WHAT YOU SHOULD DO
Write the material out again in full, word for word. Do not include the pictures.

(Entries with page source code)
## BEGIN

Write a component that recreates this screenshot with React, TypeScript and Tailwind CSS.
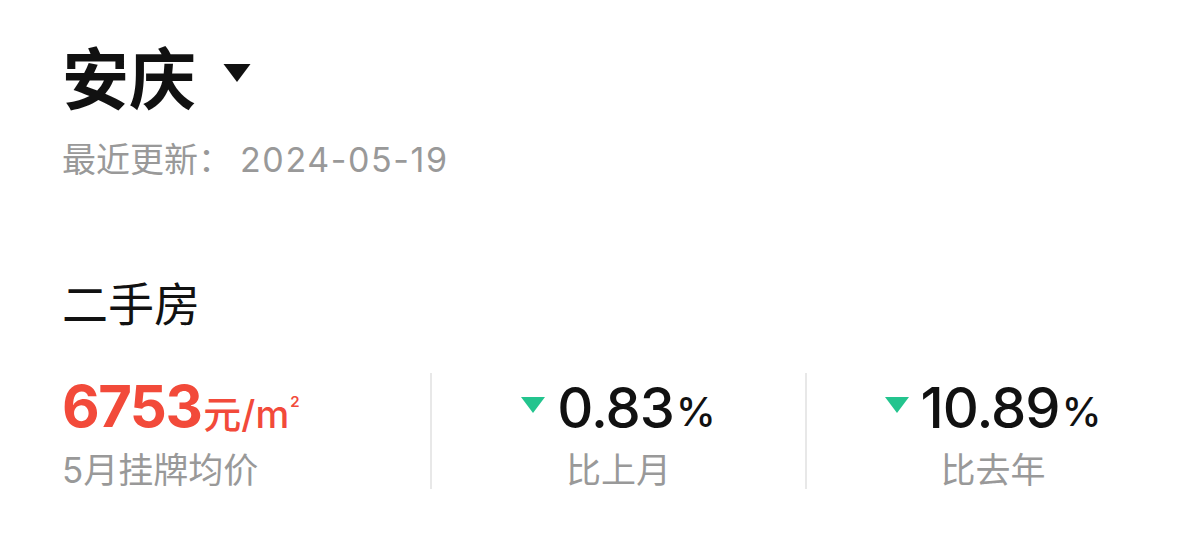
import React from "react";

const cjk = { fontFamily: '"Inter", "Noto Sans CJK SC", sans-serif' };

const DownTriangle = ({ className }: { className?: string }) => (
  <svg viewBox="0 0 24 16" className={className}>
    <path d="M0 0 L24 0 L12 16 Z" fill="currentColor" />
  </svg>
);

const Change = ({ value, label }: { value: string; label: string }) => (
  <div className="flex flex-col items-center">
    <div className="flex items-center">
      <DownTriangle className="mr-[12px] mt-[-6px] h-[16px] w-[24px] text-[#23c48e]" />
      <span className="text-[56px] font-medium leading-none tracking-[-1px] text-[#111]">
        {value}
      </span>
      <span className="ml-[2px] mt-[8px] text-[40px] font-medium leading-none text-[#111]">%</span>
    </div>
    <div className="mt-[17px] text-[35px] leading-none text-[#999]">{label}</div>
  </div>
);

export default function App() {
  return (
    <div className="h-[536px] w-[1179px] bg-white pl-[62px] pt-[46px]" style={cjk}>
      {/* 城市 */}
      <div className="flex items-center">
        <h1 className="text-[67px] font-bold leading-none text-[#111]">安庆</h1>
        <DownTriangle className="ml-[26px] mt-[-14px] h-[18px] w-[30px] text-[#111]" />
      </div>
      <div className="mt-[30px] text-[34px] leading-none text-[#999]">
        最近更新：<span className="ml-[8px] tracking-[1.6px]">2024-05-19</span>
      </div>

      <div className="mt-[104px] text-[46px] leading-none text-[#111]">二手房</div>

      <div className="mt-[46px] flex">
        <div className="w-[368px] pt-[4px]">
          <div className="flex items-end text-[#f24a3a]">
            <span className="text-[58px] font-bold leading-none tracking-[-1.5px]">6753</span>
            <span className="mb-[2px] ml-[2px] text-[38px] font-medium leading-none">元/m</span>
            <span className="mb-[26px] ml-[1px] text-[15px] font-semibold leading-none">2</span>
          </div>
          <div className="mt-[18px] text-[35px] leading-none text-[#999]">5月挂牌均价</div>
        </div>
        <div className="h-[116px] w-[375px] border-l-2 border-[#e8e8e8] pt-[7px]">
          <Change value="0.83" label="比上月" />
        </div>
        <div className="h-[116px] w-[374px] border-l-2 border-[#e8e8e8] pt-[7px]">
          <Change value="10.89" label="比去年" />
        </div>
      </div>
    </div>
  );
}
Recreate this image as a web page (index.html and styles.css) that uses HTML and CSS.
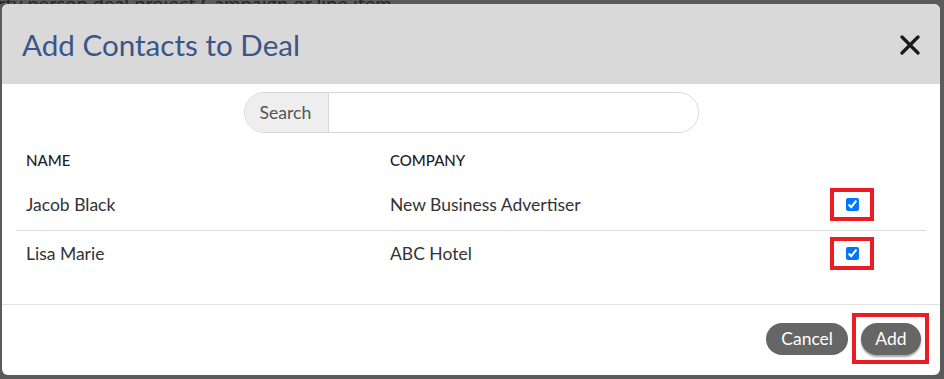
FILE: index.html
```html
<!DOCTYPE html>
<html lang="en">
<head>
    <meta charset="UTF-8">
    <meta name="viewport" content="width=device-width, initial-scale=1.0">
    <title>Add Contacts to Deal</title>
    <link rel="stylesheet" href="styles.css">
</head>
<body>
    <div class="page-strip">
        <span class="page-text">rty person deal project Campaign or line item</span>
    </div>

    <div class="modal">
        <div class="modal-header">
            <h2 class="modal-title">Add Contacts to Deal</h2>
            <button class="close-button" aria-label="Close">
                <svg width="20" height="20" viewBox="0 0 20 20">
                    <path d="M2 2 L18 18 M18 2 L2 18" stroke="#1a1a1a" stroke-width="3.2" stroke-linecap="round"/>
                </svg>
            </button>
        </div>

        <div class="modal-body">
            <div class="search-group">
                <span class="search-label">Search</span>
                <input class="search-input" type="text">
            </div>

            <table class="contact-table">
                <thead>
                    <tr>
                        <th class="col-name">Name</th>
                        <th class="col-company">Company</th>
                        <th class="col-check"></th>
                    </tr>
                </thead>
                <tbody>
                    <tr class="first-row">
                        <td>Jacob Black</td>
                        <td>New Business Advertiser</td>
                        <td class="check-cell"><span class="highlight-box"><input type="checkbox" checked></span></td>
                    </tr>
                    <tr class="second-row">
                        <td>Lisa Marie</td>
                        <td>ABC Hotel</td>
                        <td class="check-cell"><span class="highlight-box"><input type="checkbox" checked></span></td>
                    </tr>
                </tbody>
            </table>
        </div>

        <div class="modal-footer">
            <button class="btn">Cancel</button>
            <span class="highlight-box add-box"><button class="btn btn-add">Add</button></span>
        </div>
    </div>
</body>
</html>
```

FILE: styles.css
```css
* {
    margin: 0;
    padding: 0;
    box-sizing: border-box;
}

body {
    font-family: Lato, 'Open Sans', sans-serif;
    background: #5b5b5b;
    width: 944px;
    height: 379px;
    overflow: hidden;
}

.page-strip {
    height: 4px;
    overflow: hidden;
    display: flex;
    align-items: flex-end;
}

.page-text {
    display: block;
    font-size: 20px;
    line-height: 20px;
    color: #262626;
    margin-left: -2px;
    transform: translateY(9px);
    white-space: nowrap;
}

.modal {
    margin-left: 2px;
    width: 938px;
    background: #fff;
    border-radius: 6px;
    overflow: hidden;
}

.modal-header {
    height: 80px;
    background: #d9d9d9;
    display: flex;
    align-items: center;
    justify-content: space-between;
    padding: 0 20px 0 20px;
}

.modal-title {
    font-size: 29.6px;
    font-weight: 400;
    color: #3a5589;
    padding-top: 1px;
}

.close-button {
    border: none;
    background: none;
    width: 20px;
    height: 20px;
    display: flex;
    margin-top: 2px;
}

.modal-body {
    padding: 8px 14px 27px;
}

.search-group {
    display: flex;
    width: 455px;
    height: 41px;
    margin: 0 auto;
    border: 1px solid #d6d6d6;
    border-radius: 21px;
    overflow: hidden;
}

.search-label {
    width: 84px;
    background: #eeeeee;
    border-right: 1px solid #d6d6d6;
    color: #555;
    font-size: 17.6px;
    display: flex;
    align-items: center;
    padding-left: 15px;
}

.search-input {
    flex: 1;
    border: none;
    outline: none;
}

.contact-table {
    width: 910px;
    margin-top: 10px;
    border-collapse: collapse;
    table-layout: fixed;
    color: #333;
}

.contact-table th {
    height: 36px;
    font-size: 15px;
    font-weight: 500;
    text-transform: uppercase;
    text-align: left;
    padding: 0 10px 3px;
    color: #222;
}

.col-name {
    width: 364px;
}

.col-company {
    width: 450px;
}

.col-check {
    width: 96px;
}

.contact-table td {
    height: 51px;
    font-size: 17.5px;
    padding: 0 10px;
    vertical-align: middle;
}

.first-row td {
    border-bottom: 1px solid #dddddd;
}

.second-row td {
    height: 47px;
}

.contact-table .check-cell {
    padding: 0;
}

.highlight-box {
    display: inline-flex;
    align-items: center;
    justify-content: center;
    border: 4px solid #ec1c24;
}

.check-cell .highlight-box {
    width: 44px;
    height: 33px;
}

.check-cell input {
    width: 13px;
    height: 13px;
    margin: 0;
}

.modal-footer {
    height: 71px;
    border-top: 1px solid #e2e2e2;
    display: flex;
    align-items: center;
    justify-content: flex-end;
    gap: 4px;
    padding-right: 11px;
    padding-bottom: 3px;
}

.btn {
    height: 32px;
    padding: 0 15px;
    border: none;
    border-radius: 16px;
    background: #666;
    color: #fff;
    font-family: Lato, 'Open Sans', sans-serif;
    font-size: 17.5px;
}

.add-box {
    width: 77px;
    height: 51px;
    padding-left: 1px;
}

.btn-add {
    width: 60px;
    padding: 0;
    box-shadow: 0 2px 2px rgba(0, 0, 0, 0.35);
}
```
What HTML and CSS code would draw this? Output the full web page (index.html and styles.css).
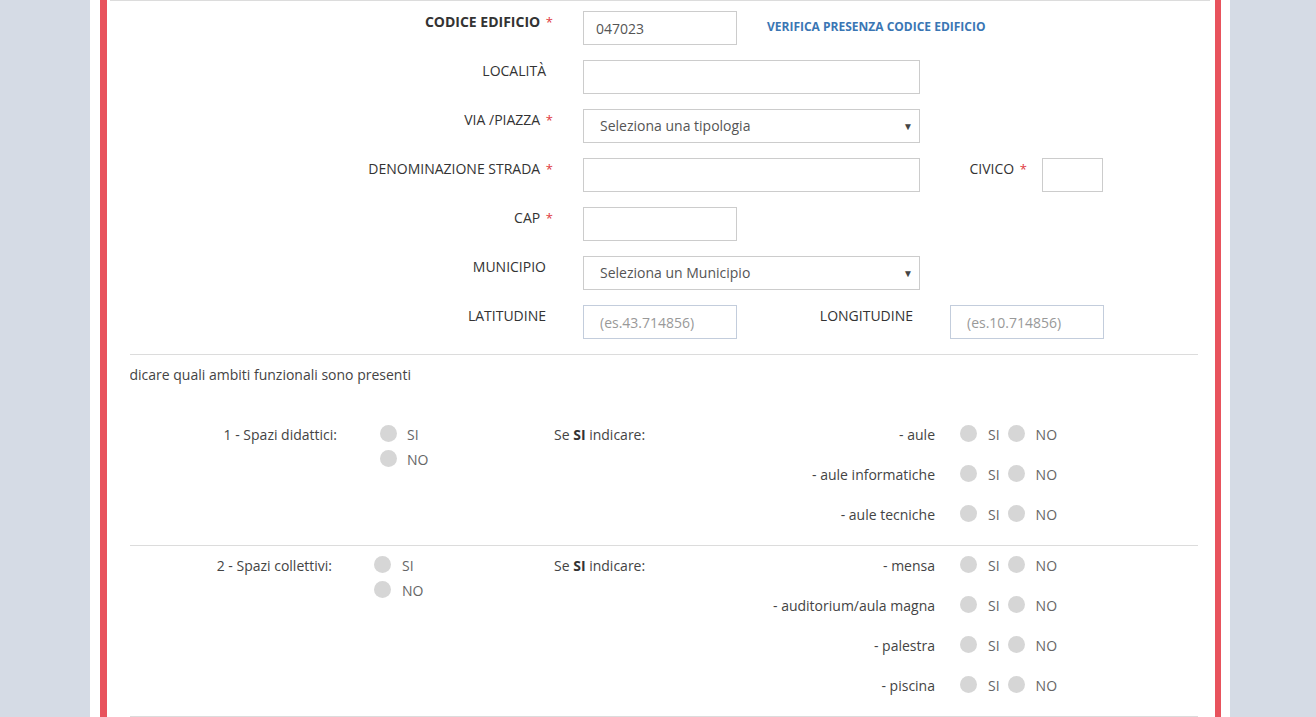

## END

EXERCISE SOLUTION
Write a component that recreates this screenshot with React, TypeScript and Tailwind CSS.
import React from "react";

const cjk = { fontFamily: '"Inter", "Noto Sans CJK SC", sans-serif' };

const DownTriangle = ({ className }: { className?: string }) => (
  <svg viewBox="0 0 24 16" className={className}>
    <path d="M0 0 L24 0 L12 16 Z" fill="currentColor" />
  </svg>
);

const Change = ({ value, label }: { value: string; label: string }) => (
  <div className="flex flex-col items-center">
    <div className="flex items-center">
      <DownTriangle className="mr-[12px] mt-[-6px] h-[16px] w-[24px] text-[#23c48e]" />
      <span className="text-[56px] font-medium leading-none tracking-[-1px] text-[#111]">
        {value}
      </span>
      <span className="ml-[2px] mt-[8px] text-[40px] font-medium leading-none text-[#111]">%</span>
    </div>
    <div className="mt-[17px] text-[35px] leading-none text-[#999]">{label}</div>
  </div>
);

export default function App() {
  return (
    <div className="h-[536px] w-[1179px] bg-white pl-[62px] pt-[46px]" style={cjk}>
      {/* 城市 */}
      <div className="flex items-center">
        <h1 className="text-[67px] font-bold leading-none text-[#111]">安庆</h1>
        <DownTriangle className="ml-[26px] mt-[-14px] h-[18px] w-[30px] text-[#111]" />
      </div>
      <div className="mt-[30px] text-[34px] leading-none text-[#999]">
        最近更新：<span className="ml-[8px] tracking-[1.6px]">2024-05-19</span>
      </div>

      <div className="mt-[104px] text-[46px] leading-none text-[#111]">二手房</div>

      <div className="mt-[46px] flex">
        <div className="w-[368px] pt-[4px]">
          <div className="flex items-end text-[#f24a3a]">
            <span className="text-[58px] font-bold leading-none tracking-[-1.5px]">6753</span>
            <span className="mb-[2px] ml-[2px] text-[38px] font-medium leading-none">元/m</span>
            <span className="mb-[26px] ml-[1px] text-[15px] font-semibold leading-none">2</span>
          </div>
          <div className="mt-[18px] text-[35px] leading-none text-[#999]">5月挂牌均价</div>
        </div>
        <div className="h-[116px] w-[375px] border-l-2 border-[#e8e8e8] pt-[7px]">
          <Change value="0.83" label="比上月" />
        </div>
        <div className="h-[116px] w-[374px] border-l-2 border-[#e8e8e8] pt-[7px]">
          <Change value="10.89" label="比去年" />
        </div>
      </div>
    </div>
  );
}
Recreate this image as a web page (index.html and styles.css) that uses HTML and CSS.
FILE: index.html
```html
<!DOCTYPE html>
<html lang="en">
<head>
    <meta charset="UTF-8">
    <meta name="viewport" content="width=device-width, initial-scale=1.0">
    <title>Add Contacts to Deal</title>
    <link rel="stylesheet" href="styles.css">
</head>
<body>
    <div class="page-strip">
        <span class="page-text">rty person deal project Campaign or line item</span>
    </div>

    <div class="modal">
        <div class="modal-header">
            <h2 class="modal-title">Add Contacts to Deal</h2>
            <button class="close-button" aria-label="Close">
                <svg width="20" height="20" viewBox="0 0 20 20">
                    <path d="M2 2 L18 18 M18 2 L2 18" stroke="#1a1a1a" stroke-width="3.2" stroke-linecap="round"/>
                </svg>
            </button>
        </div>

        <div class="modal-body">
            <div class="search-group">
                <span class="search-label">Search</span>
                <input class="search-input" type="text">
            </div>

            <table class="contact-table">
                <thead>
                    <tr>
                        <th class="col-name">Name</th>
                        <th class="col-company">Company</th>
                        <th class="col-check"></th>
                    </tr>
                </thead>
                <tbody>
                    <tr class="first-row">
                        <td>Jacob Black</td>
                        <td>New Business Advertiser</td>
                        <td class="check-cell"><span class="highlight-box"><input type="checkbox" checked></span></td>
                    </tr>
                    <tr class="second-row">
                        <td>Lisa Marie</td>
                        <td>ABC Hotel</td>
                        <td class="check-cell"><span class="highlight-box"><input type="checkbox" checked></span></td>
                    </tr>
                </tbody>
            </table>
        </div>

        <div class="modal-footer">
            <button class="btn">Cancel</button>
            <span class="highlight-box add-box"><button class="btn btn-add">Add</button></span>
        </div>
    </div>
</body>
</html>
```

FILE: styles.css
```css
* {
    margin: 0;
    padding: 0;
    box-sizing: border-box;
}

body {
    font-family: Lato, 'Open Sans', sans-serif;
    background: #5b5b5b;
    width: 944px;
    height: 379px;
    overflow: hidden;
}

.page-strip {
    height: 4px;
    overflow: hidden;
    display: flex;
    align-items: flex-end;
}

.page-text {
    display: block;
    font-size: 20px;
    line-height: 20px;
    color: #262626;
    margin-left: -2px;
    transform: translateY(9px);
    white-space: nowrap;
}

.modal {
    margin-left: 2px;
    width: 938px;
    background: #fff;
    border-radius: 6px;
    overflow: hidden;
}

.modal-header {
    height: 80px;
    background: #d9d9d9;
    display: flex;
    align-items: center;
    justify-content: space-between;
    padding: 0 20px 0 20px;
}

.modal-title {
    font-size: 29.6px;
    font-weight: 400;
    color: #3a5589;
    padding-top: 1px;
}

.close-button {
    border: none;
    background: none;
    width: 20px;
    height: 20px;
    display: flex;
    margin-top: 2px;
}

.modal-body {
    padding: 8px 14px 27px;
}

.search-group {
    display: flex;
    width: 455px;
    height: 41px;
    margin: 0 auto;
    border: 1px solid #d6d6d6;
    border-radius: 21px;
    overflow: hidden;
}

.search-label {
    width: 84px;
    background: #eeeeee;
    border-right: 1px solid #d6d6d6;
    color: #555;
    font-size: 17.6px;
    display: flex;
    align-items: center;
    padding-left: 15px;
}

.search-input {
    flex: 1;
    border: none;
    outline: none;
}

.contact-table {
    width: 910px;
    margin-top: 10px;
    border-collapse: collapse;
    table-layout: fixed;
    color: #333;
}

.contact-table th {
    height: 36px;
    font-size: 15px;
    font-weight: 500;
    text-transform: uppercase;
    text-align: left;
    padding: 0 10px 3px;
    color: #222;
}

.col-name {
    width: 364px;
}

.col-company {
    width: 450px;
}

.col-check {
    width: 96px;
}

.contact-table td {
    height: 51px;
    font-size: 17.5px;
    padding: 0 10px;
    vertical-align: middle;
}

.first-row td {
    border-bottom: 1px solid #dddddd;
}

.second-row td {
    height: 47px;
}

.contact-table .check-cell {
    padding: 0;
}

.highlight-box {
    display: inline-flex;
    align-items: center;
    justify-content: center;
    border: 4px solid #ec1c24;
}

.check-cell .highlight-box {
    width: 44px;
    height: 33px;
}

.check-cell input {
    width: 13px;
    height: 13px;
    margin: 0;
}

.modal-footer {
    height: 71px;
    border-top: 1px solid #e2e2e2;
    display: flex;
    align-items: center;
    justify-content: flex-end;
    gap: 4px;
    padding-right: 11px;
    padding-bottom: 3px;
}

.btn {
    height: 32px;
    padding: 0 15px;
    border: none;
    border-radius: 16px;
    background: #666;
    color: #fff;
    font-family: Lato, 'Open Sans', sans-serif;
    font-size: 17.5px;
}

.add-box {
    width: 77px;
    height: 51px;
    padding-left: 1px;
}

.btn-add {
    width: 60px;
    padding: 0;
    box-shadow: 0 2px 2px rgba(0, 0, 0, 0.35);
}
```
What HTML and CSS code would draw this? Output the full web page (index.html and styles.css).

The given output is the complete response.